Tuesday, April 19, 2011

Testing and the value of education

The idea that educational degrees are just a screening tool has harmed education.  Education clearly produces useful skills like socialization, reading, mathematics, responsibility, communication skills, knowledge of facts, etc.  These are all costly to acquire and social-learning environment (classrooms) reduce the costs to most individual of acquiring them.  The recent vogue for testing is partly an effort to measure how productive schools are.  Unfortunately, the evidence indicates that standardized tests are almost useless at measuring useful skills.  For example, Heckman's research indicates that the GED is almost useless as a screening tool for measuring skills that are useful in a workplace.  Similarly, MBA programs are extremely expensive and we already have an exam to measure MBA-readiness: the GMAT.  But no companies pay a premium for potential employees who have high GMAT scores, so they indicate that they think that the GMAT is useless as a signal of skills. 

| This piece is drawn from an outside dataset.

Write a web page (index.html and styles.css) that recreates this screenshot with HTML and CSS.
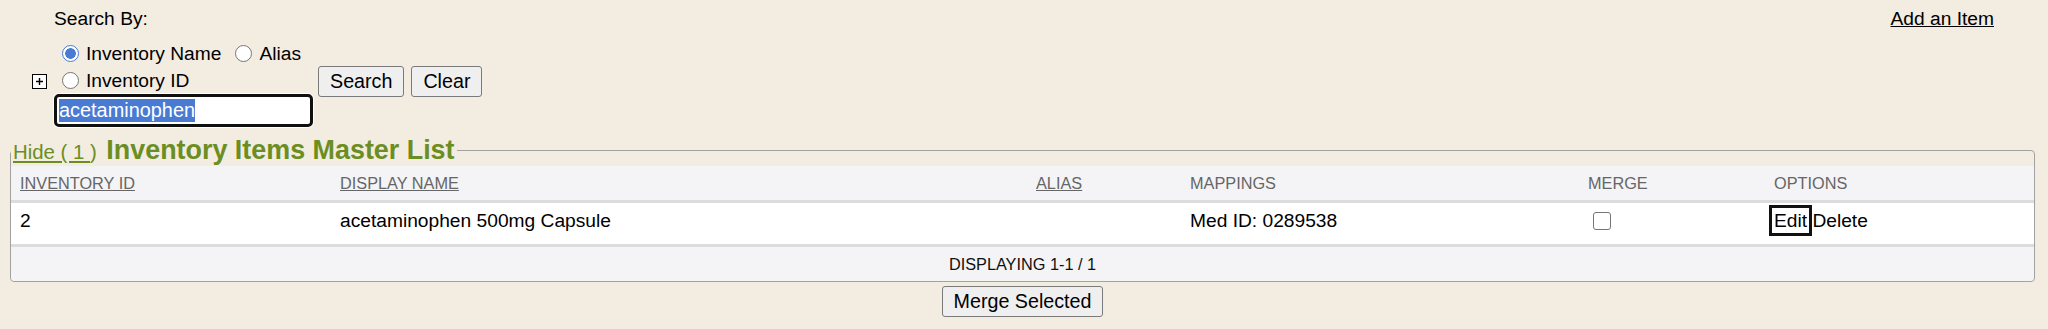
FILE: index.html
```html
<!DOCTYPE html>
<html lang="en">
<head>
  <meta charset="UTF-8">
  <title>Inventory Items Master List</title>
  <link rel="stylesheet" href="styles.css">
</head>
<body>
  <div class="top">
    <form class="search" onsubmit="return false">
      <div class="search-label">Search By:</div>
      <div class="search-row">
        <span class="expand">
          <svg width="15" height="15" viewBox="0 0 15 15">
            <rect x="0.5" y="0.5" width="14" height="14" fill="#fff" stroke="#000"/>
            <path d="M4 7.5h7M7.5 4v7" stroke="#000" stroke-width="1.4"/>
          </svg>
        </span>
        <div class="fields">
          <label class="opt-line">
            <input type="radio" name="by" class="radio" checked>Inventory Name
            <input type="radio" name="by" class="radio spaced">Alias
          </label>
          <label class="opt-line">
            <input type="radio" name="by" class="radio">Inventory ID
          </label>
          <div class="query"><span class="sel">acetaminophen</span></div>
        </div>
        <div class="actions">
          <button class="btn">Search</button>
          <button class="btn">Clear</button>
        </div>
      </div>
    </form>
    <a class="add-link" href="#">Add an Item</a>
  </div>

  <fieldset class="master">
    <legend><span class="toggle"><a href="#">Hide ( 1 </a>)</span> <span class="title">Inventory Items Master List</span></legend>
    <table class="items">
      <colgroup>
        <col style="width:320px">
        <col style="width:696px">
        <col style="width:154px">
        <col style="width:398px">
        <col style="width:186px">
        <col>
      </colgroup>
      <thead>
        <tr>
          <th><a href="#">INVENTORY ID</a></th>
          <th><a href="#">DISPLAY NAME</a></th>
          <th><a href="#">ALIAS</a></th>
          <th>MAPPINGS</th>
          <th>MERGE</th>
          <th>OPTIONS</th>
        </tr>
      </thead>
      <tbody>
        <tr>
          <td>2</td>
          <td>acetaminophen 500mg Capsule</td>
          <td></td>
          <td>Med ID: 0289538</td>
          <td><input type="checkbox" class="check"></td>
          <td><span class="edit">Edit</span> Delete</td>
        </tr>
      </tbody>
      <tfoot>
        <tr>
          <td colspan="6">DISPLAYING 1-1 / 1</td>
        </tr>
      </tfoot>
    </table>
  </fieldset>

  <div class="merge-bar">
    <button class="btn">Merge Selected</button>
  </div>
</body>
</html>
```

FILE: styles.css
```css
body {
  margin: 8px;
  background-color: #f3ece0;
  font-family: "Liberation Sans", Arial, sans-serif;
  font-size: 19.2px;
  color: #000;
}

.top {
  display: flex;
  justify-content: space-between;
  align-items: flex-start;
}

.search-label {
  margin-left: 46px;
  line-height: 22px;
  margin-bottom: 10px;
}

.search-row {
  display: flex;
  align-items: flex-start;
}

.expand {
  display: block;
  margin: 34px 7px 0 24px;
  height: 15px;
}

.expand svg {
  display: block;
}

.fields {
  display: flex;
  flex-direction: column;
}

.opt-line {
  display: flex;
  align-items: center;
  height: 27px;
}

.radio {
  appearance: none;
  -webkit-appearance: none;
  width: 17px;
  height: 17px;
  margin: 0 7px 0 8px;
  border: 1px solid #767676;
  border-radius: 50%;
  background: #fff;
  box-sizing: border-box;
}

.radio:checked {
  border: 1.5px solid #4a7bd3;
  background: radial-gradient(circle, #4a7bd3 0 5px, #fff 5.6px);
}

.radio.spaced {
  margin-left: 14px;
}

.query {
  width: 259px;
  height: 33px;
  box-sizing: border-box;
  border: 3px solid #101010;
  border-radius: 5px;
  background: #fff;
  box-shadow: 0 0 0 1px #fff;
  padding: 2px 0 0 2px;
  font-size: 19.9px;
  line-height: 23px;
}

.sel {
  display: inline-block;
  background: #4a7bd3;
  color: #fff;
  height: 23px;
}

.actions {
  display: flex;
  gap: 7px;
  margin: 26px 0 0 5px;
}

.btn {
  font-family: "Liberation Sans", Arial, sans-serif;
  font-size: 19.7px;
  height: 31px;
  padding: 0 11px;
  background: #efefef;
  border: 1px solid #7a7a7a;
  border-radius: 3px;
  color: #000;
}

.add-link {
  color: #000;
  line-height: 22px;
  margin-right: 46px;
}

.master {
  margin: 8px 5px 0 2px;
  padding: 0;
  border: 1px solid #a2a2a2;
  border-radius: 4px;
  min-width: 0;
}

.master legend {
  padding: 0 2px;
  font-size: 26.9px;
  line-height: 30px;
  height: 31px;
  color: #6b8e23;
}

.toggle {
  font-size: 20.4px;
  line-height: 1;
}

.toggle a {
  color: #6b8e23;
}

.title {
  font-weight: bold;
  margin-left: 2px;
}

.items {
  width: 100%;
  table-layout: fixed;
  border-collapse: separate;
  border-spacing: 0;
}

.items th {
  text-align: left;
  font-weight: normal;
  font-size: 16.3px;
  color: #666;
  background: #f4f4f6;
  padding: 6px 9px;
  line-height: 22px;
  border-bottom: 3px solid #dcdcdc;
}

.items th a {
  color: #666;
}

.items tbody td {
  background: #fff;
  padding: 7px 9px 12px;
  line-height: 22px;
  border-bottom: 3px solid #dcdcdc;
  white-space: nowrap;
}

.items tfoot td {
  background: #f4f4f6;
  text-align: center;
  font-size: 16.3px;
  color: #111;
  padding: 6px 9px;
  line-height: 22px;
  border-radius: 0 0 4px 4px;
}

.check {
  appearance: none;
  -webkit-appearance: none;
  width: 18px;
  height: 18px;
  margin: 0 0 0 5px;
  border: 1px solid #767676;
  border-radius: 3px;
  background: #fff;
  vertical-align: -3px;
}

.edit {
  outline: 3px solid #111;
  outline-offset: 2px;
}

.merge-bar {
  display: flex;
  justify-content: center;
  margin-top: 4px;
  padding-right: 3px;
}
```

ETS has major-field tests in many disciplines, but no graduate schools use them for admission instead of an undergraduate degree .  Nor do companies use them in place of a bachelor's degree.  This indicates that they are nearly useless for employment or grad-school admission in the absence of being accompanied with a bachelor's degree.
In some fields (like math?) an exam might get close to testing actual competence, but perhaps even here it does not accomplish the same thing as an educational degree. 
The big standardized testing companies, American Council on Education (GED), ETS, ACT, and the College Board, could make millions if they could come up with a test to replace the value of a college degree.  For-profit colleges have a similar incentive.  The fact that nobody has come up with one is an indication of the value of standardized testing for measuring useful skills.